Going into the quarter-finals there were just two undefeated greyhounds left Clonbrien Prince and Queen Beyonce. In the first heat Priceless Blake ran well to hold off King Sheeran and Roxholme Glory but Droopys Verve could not overcome another bad trap draw and found trouble. Magical Bale made a blistering start and recorded a very fast 29.14, Droopys Expert finished second but could not make ground on the winner and Ballymac Tas took third. A competitive third heat saw Queen Beyonce come from behind to win and remain unbeaten, Clonbrien Prince battled with Paganini Show on the run-in but took second after overtaking the early leader Ballyanne Sim who claimed third. The champion Dorotas Wildcat completed the night with a 29.38 win from Jaytee Taylor and the strong finishing Skywalker Logan.

The first semi-final was arguably the strongest semi final in Derby history and favourite Magical Bale broke well ahead of the champion Dorotas Wildcat and Droopys Expert, the three inside traps looked to have final places sealed especially as the Irish champion Ballyanne Sim and King Sheeran found trouble. However Priceless Blake nipped in behind the trio and slowly gained on the leaders and caught the fading Dorotas Wildcat for third. The defending champion ran under par but retired with a great reputation. The second heat resulted in a comfortable win for Clonbrien Prince from track record holder Skywalker Logan and Ballymac Tas (who held of Jaytee Taylor); the unbeaten Queen Beyonce failed to get any sort of run and got tangled up with Roxholme Glory.
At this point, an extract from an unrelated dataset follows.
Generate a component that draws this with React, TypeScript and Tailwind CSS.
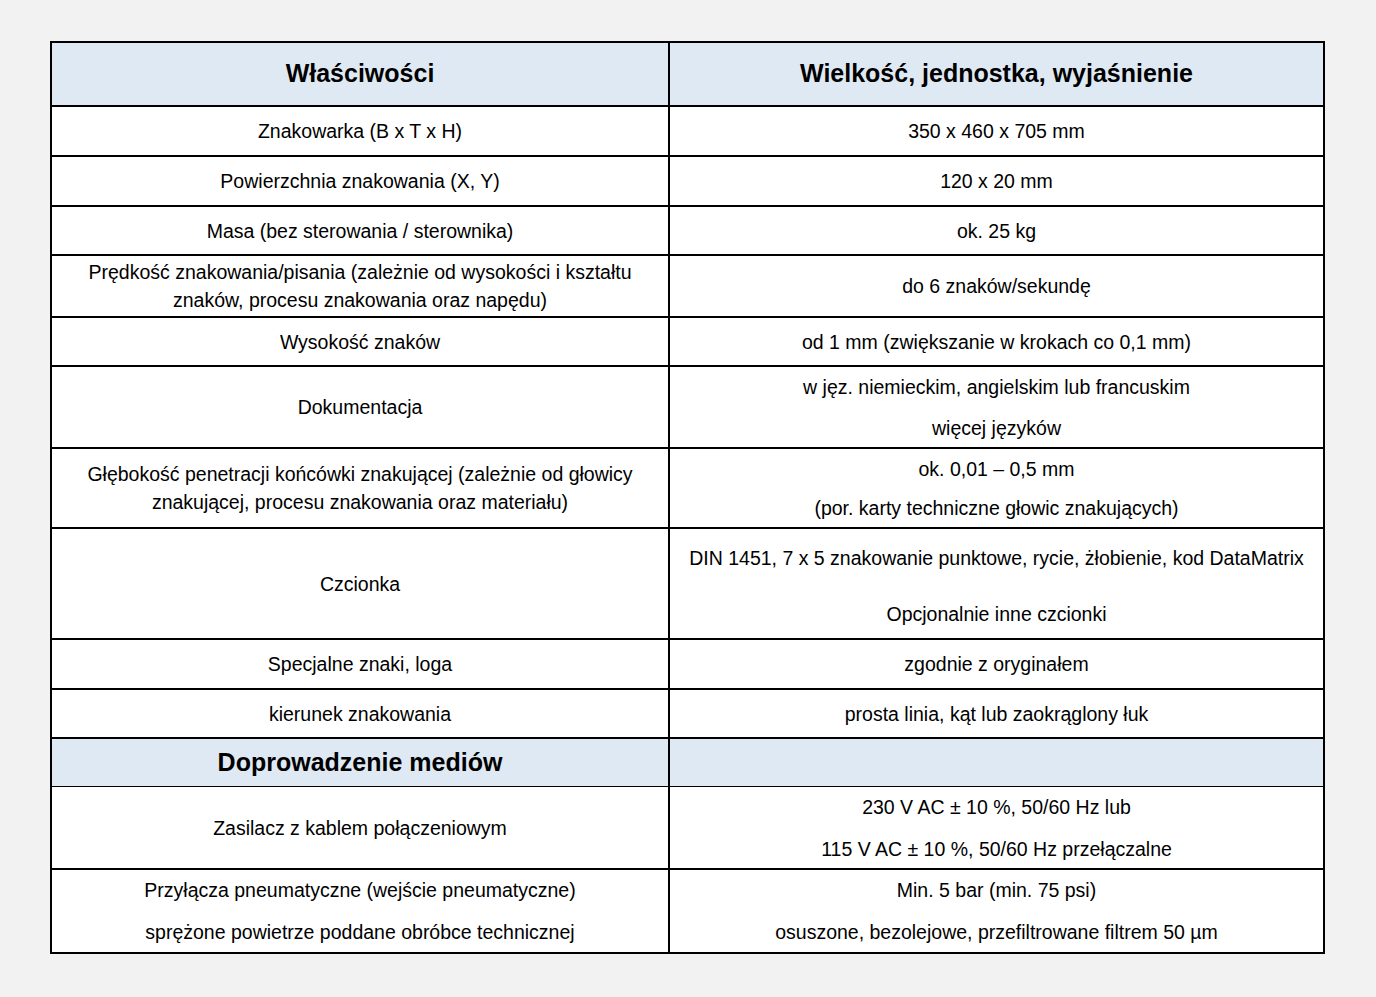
import type { ReactNode } from 'react'

type Row = {
  h: string
  left: ReactNode
  right: ReactNode
  leftGap?: string
  rightGap?: string
  top?: string
}

const rows: Row[] = [
  { h: 'h-[50px]', left: ['Znakowarka (B x T x H)'], right: ['350 x 460 x 705 mm'] },
  { h: 'h-[50px]', left: ['Powierzchnia znakowania (X, Y)'], right: ['120 x 20 mm'] },
  { h: 'h-[49px]', left: ['Masa (bez sterowania / sterownika)'], right: ['ok. 25 kg'] },
  {
    h: 'h-[62px]',
    left: ['Prędkość znakowania/pisania (zależnie od wysokości i kształtu', 'znaków, procesu znakowania oraz napędu)'],
    right: ['do 6 znaków/sekundę'],
  },
  { h: 'h-[49px]', left: ['Wysokość znaków'], right: ['od 1 mm (zwiększanie w krokach co 0,1 mm)'] },
  {
    h: 'h-[82px]',
    left: ['Dokumentacja'],
    right: ['w jęz. niemieckim, angielskim lub francuskim', 'więcej języków'],
    rightGap: 'gap-[13px]',
  },
  {
    h: 'h-[80px]',
    left: ['Głębokość penetracji końcówki znakującej (zależnie od głowicy', 'znakującej, procesu znakowania oraz materiału)'],
    right: ['ok. 0,01 – 0,5 mm', '(por. karty techniczne głowic znakujących)'],
    rightGap: 'gap-[11px]',
  },
  {
    h: 'h-[111px]',
    left: ['Czcionka'],
    right: ['DIN 1451, 7 x 5 znakowanie punktowe, rycie, żłobienie, kod DataMatrix', 'Opcjonalnie inne czcionki'],
    rightGap: 'gap-[28px] pt-[4px]',
  },
  { h: 'h-[50px]', left: ['Specjalne znaki, loga'], right: ['zgodnie z oryginałem'] },
  { h: 'h-[49px]', left: ['kierunek znakowania'], right: ['prosta linia, kąt lub zaokrąglony łuk'] },
]

const media: Row[] = [
  {
    h: 'h-[82px]',
    top: 'border-t',
    left: ['Zasilacz z kablem połączeniowym'],
    right: ['230 V AC ± 10 %, 50/60 Hz lub', '115 V AC ± 10 %, 50/60 Hz przełączalne'],
    rightGap: 'gap-[14px]',
  },
  {
    h: 'h-[84px]',
    left: ['Przyłącza pneumatyczne (wejście pneumatyczne)', 'sprężone powietrze poddane obróbce technicznej'],
    right: ['Min. 5 bar (min. 75 psi)', 'osuszone, bezolejowe, przefiltrowane filtrem 50 µm'],
    leftGap: 'gap-[14px]',
    rightGap: 'gap-[14px]',
  },
]

function Cell({ lines, gap, border }: { lines: ReactNode; gap?: string; border?: boolean }) {
  return (
    <div className={`flex flex-col items-center justify-center text-center ${gap || ''} ${border ? 'border-r-2 border-black' : ''}`}>
      {(lines as string[]).map((t, i) => (
        <div key={i} className="leading-[28px] whitespace-nowrap">{t}</div>
      ))}
    </div>
  )
}

function SpecRow({ row }: { row: Row }) {
  return (
    <div className={`grid grid-cols-[618px_1fr] ${row.h} ${row.top || 'border-t-2'} border-black`}>
      <Cell lines={row.left} gap={row.leftGap} border />
      <Cell lines={row.right} gap={row.rightGap} />
    </div>
  )
}

export default function App() {
  return (
    <div className="min-h-screen bg-[#f2f2f2] pt-[41px] pl-[50px] text-black" style={{ fontFamily: '"Liberation Sans", Arial, sans-serif' }}>
      <div className="w-[1275px] border-2 border-black bg-white text-[19.5px]">
        <div className="grid grid-cols-[618px_1fr] h-[62px] bg-[#dfe9f4] text-[25px] font-bold">
          <div className="flex items-center justify-center border-r-2 border-black">Właściwości</div>
          <div className="flex items-center justify-center">Wielkość, jednostka, wyjaśnienie</div>
        </div>

        {rows.map((r, i) => <SpecRow key={i} row={r} />)}

        <div className="grid grid-cols-[618px_1fr] h-[49px] border-t-2 border-black bg-[#dfe9f4] text-[25px] font-bold">
          <div className="flex items-center justify-center border-r-2 border-black">Doprowadzenie mediów</div>
          <div />
        </div>

        {media.map((r, i) => <SpecRow key={i} row={r} />)}
      </div>
    </div>
  )
}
In the final Priceless Blake made a great start and as predicted with an all rails line-up there was trouble behind. Magical Bale recovered from a poor start and moved into second position at the first bend but failed to take the bend clean moving off and ending his chances and that of Clonbrien Prince and Droopys Expert. Ballymac Tas and Skywalker Logan both ran on strongly but could not catch Priceless Blake who led a 1-2-3 for Ireland.